Première crainte exprimée par le ministre, rejoint par la majorité sénatoriale : ce texte pourrait porter atteinte au secret médical. « Je ne pense pas que toutes les femmes souhaiteraient faire connaitre à leur employeur la raison de leur absence », note Frédéric Valletoux. Une fausse inquiétude, défend Laurence Rossignol : « Le tabou des règles, c’est terminé. Les femmes en ont assez de serrer les dents, de cacher la réalité et de se glisser dans le monde du travail en faisant semblant d’avoir la même physiologie et le même quotidien que les hommes. »
Autre critique portée à la proposition de loi des socialistes : la création d’un congé menstruel ouvrirait la voie à une possibilité de discrimination à l’embauche. « Je pense que l’institutionnalisation d’un congé menstruel pourrait induire un effet secondaire non désiré, celui d’exposer durablement les jeunes femmes à des difficultés dans leur intégration professionnelle », observe la sénatrice Les Républicains Béatrice Gosselin. Un constat que ne partage pas le socialiste Adel Ziane, élu d’une circonscription qui intègre la ville de Saint-Ouen, où la mairie teste déjà le congé menstruel : « S’il y a discrimination, c’est le discriminé qui doit être accompagné et non la personne qui commet la discrimination. Utiliser ce point comme un argument qui empêcherait l’adoption de ce texte, c’est inverser la charge de la preuve. »
Des amendements de compromis rejetés par le gouvernement
Dans une tentative de compromis, la sénatrice centriste Annick Billon a déposé une série d’amendements pour assouplir la proposition de loi socialiste. L’élue souhaitait notamment transformer cette généralisation du congé menstruel en une simple expérimentation, ouverte aux entreprises volontaires. « Ce dispositif a été voté il y a un an en Espagne et n’existe pas encore dans d’autres pays européens. Il n’est pas évident de pouvoir anticiper les conséquences socio-économiques de cette proposition », défend-elle.

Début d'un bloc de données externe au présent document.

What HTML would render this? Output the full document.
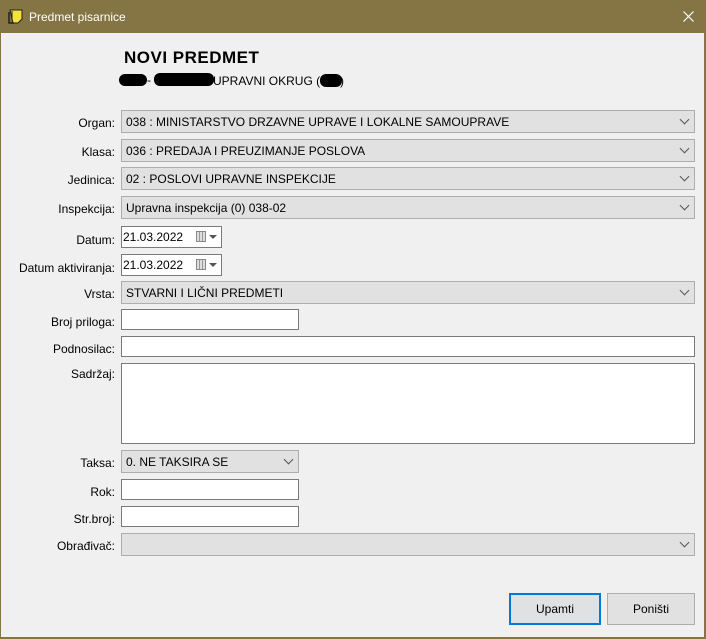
<!DOCTYPE html>
<html><head><meta charset="utf-8"><style>
*{margin:0;padding:0;box-sizing:border-box}
body{width:706px;height:639px;background:#857544;font-family:"Liberation Sans",sans-serif;font-size:12px;color:#000;position:relative;overflow:hidden}
#win{position:absolute;left:1px;top:33px;width:703px;height:604px;background:#f0f0f0}
.t{position:absolute}
.lbl{position:absolute;right:591px;text-align:right;font-size:12px;white-space:nowrap}
.cb{position:absolute;left:121px;width:574px;height:23px;background:#e1e1e1;border:1px solid #adadad;padding:4px 0 0 4px;font-size:12px;white-space:nowrap}
.cb::after{content:"";position:absolute;right:6px;top:5px;width:6px;height:6px;border-right:1px solid #555;border-bottom:1px solid #555;transform:rotate(45deg)}
.tb{position:absolute;left:121px;background:#fff;border:1px solid #7a7a7a}
.dt{position:absolute;left:121px;width:101px;height:22px;background:#fff;border:1px solid #7a7a7a;padding:3px 0 0 1px;font-size:12px}
.cal{position:absolute;left:74px;top:4px;width:10px;height:11px;border:1px solid #888;background:repeating-linear-gradient(90deg,#ddd 0 2px,#999 2px 3px)}
.arr{position:absolute;left:87px;top:8px;border-left:4px solid transparent;border-right:4px solid transparent;border-top:4px solid #555}
.btn{position:absolute;top:593px;height:32px;background:#e1e1e1;border:1px solid #adadad;text-align:center;padding-top:8px;font-size:12px}
</style></head><body>
<svg class="t" style="left:7px;top:8px" width="17" height="17" viewBox="0 0 17 17"><path d="M3 2h12v9l-4 4H6z" fill="#f3e33a" stroke="#222"/><path d="M2 4v11h5" fill="none" stroke="#222" stroke-width="1.5"/><path d="M5 3v9" stroke="#222"/></svg>
<div class="t" style="left:29px;top:10px;color:#fff;font-size:12px">Predmet pisarnice</div>
<svg class="t" style="left:683px;top:11px" width="11" height="11"><path d="M0.5 0.5L10.5 10.5M10.5 0.5L0.5 10.5" stroke="#fff" stroke-width="1.2"/></svg>
<div id="win"></div>
<div class="t" style="left:124px;top:48px;font-size:17px;font-weight:bold;letter-spacing:0.5px">NOVI PREDMET</div>
<div class="t" style="left:119px;top:74px;width:28px;height:12px;background:#000;border-radius:6px"></div>
<div class="t" style="left:147px;top:73px;font-size:12px">-</div>
<div class="t" style="left:154px;top:73px;width:60px;height:13px;background:#000;border-radius:6px"></div>
<div class="t" style="left:213px;top:74px;font-size:12px">UPRAVNI OKRUG (</div>
<div class="t" style="left:320px;top:74px;width:22px;height:13px;background:#000;border-radius:6px"></div>
<div class="t" style="left:340px;top:74px;font-size:12px">)</div>

<div class="lbl" style="top:116px">Organ:</div><div class="cb" style="top:110px">038 : MINISTARSTVO DRZAVNE UPRAVE I LOKALNE SAMOUPRAVE</div>
<div class="lbl" style="top:145px">Klasa:</div><div class="cb" style="top:139px">036 : PREDAJA I PREUZIMANJE POSLOVA</div>
<div class="lbl" style="top:173px">Jedinica:</div><div class="cb" style="top:167px">02 : POSLOVI UPRAVNE INSPEKCIJE</div>
<div class="lbl" style="top:202px">Inspekcija:</div><div class="cb" style="top:196px">Upravna inspekcija (0) 038-02</div>
<div class="lbl" style="top:233px">Datum:</div><div class="dt" style="top:226px">21.03.2022<div class="cal"></div><div class="arr"></div></div>
<div class="lbl" style="top:261px">Datum aktiviranja:</div><div class="dt" style="top:254px">21.03.2022<div class="cal"></div><div class="arr"></div></div>
<div class="lbl" style="top:287px">Vrsta:</div><div class="cb" style="top:281px">STVARNI I LIČNI PREDMETI</div>
<div class="lbl" style="top:315px">Broj priloga:</div><div class="tb" style="top:309px;width:178px;height:21px"></div>
<div class="lbl" style="top:342px">Podnosilac:</div><div class="tb" style="top:336px;width:574px;height:21px"></div>
<div class="lbl" style="top:367px">Sadržaj:</div><div class="tb" style="top:363px;width:574px;height:81px"></div>
<div class="lbl" style="top:456px">Taksa:</div><div class="cb" style="top:450px;width:178px">0. NE TAKSIRA SE</div>
<div class="lbl" style="top:485px">Rok:</div><div class="tb" style="top:479px;width:178px;height:21px"></div>
<div class="lbl" style="top:512px">Str.broj:</div><div class="tb" style="top:506px;width:178px;height:21px"></div>
<div class="lbl" style="top:539px">Obrađivač:</div><div class="cb" style="top:533px"></div>
<div class="btn" style="left:509px;width:92px;border:2px solid #0078d7;padding-top:7px">Upamti</div>
<div class="btn" style="left:607px;width:88px">Poništi</div>
</body></html>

Face à l’avis défavorable du gouvernement sur cette proposition d’expérimentation, Annick Billon n’a pas pu s’empêcher de laisser éclater son incompréhension : « Lorsque vous me dites, monsieur le ministre, que lancer une expérimentation est trop compliqué, je pense à l’expérimentation lancée récemment sur l’uniforme à l’école. Je n’ai pas l’impression qu’on ait une idée précise de ce que doit être l’uniforme à l’école, pourtant des collèges et lycées s’engagent aujourd’hui dans cette expérimentation. »
La sénatrice a également proposé de réduire à un jour par mois ce congé, contre deux jours initialement prévus par la proposition de loi. Malgré un avis défavorable de la commission des affaires sociales et du gouvernement, ces deux amendements ont été adoptés par les sénateurs. Tous les articles du texte ayant été rejetés, ces amendements de compromis n’ont finalement pas survécu au vote final de la proposition de loi.
« Ce sujet ne restera pas lettre morte »
Pour régler cette problématique de santé au travail, le ministre estime que « des solutions existent déjà » et que l’exécutif doit œuvrer à les faire connaître. « Une généralisation du congé menstruel tourne le dos à la confiance dans le dialogue social et aboutirait à complexifier ce qui peut exister sur le terrain », défend Frédéric Valletoux.
« Ce sujet ne restera pas lettre morte, je prends l’engagement qu’on puisse le faire avancer encore », promet-il par ailleurs. Dans l’hémicycle, le ministre a fait à ce sujet une première annonce, la préparation de « kits de sensibilisation à destination des entreprises » qui seront diffusés à partir du mois de mars.
Des engagements qui ne semblent pas convaincre les sénateurs socialistes. Dans un communiqué publié à l’issu du vote, Hélène Conway-Mouret et Laurence Rossignol ont dénoncé « le positionnement rétrograde de la droite au Sénat ». « Il est temps que l’Etat se montre exemplaire et prenne davantage en considération les enjeux liés à la santé des femmes », demandent-elles.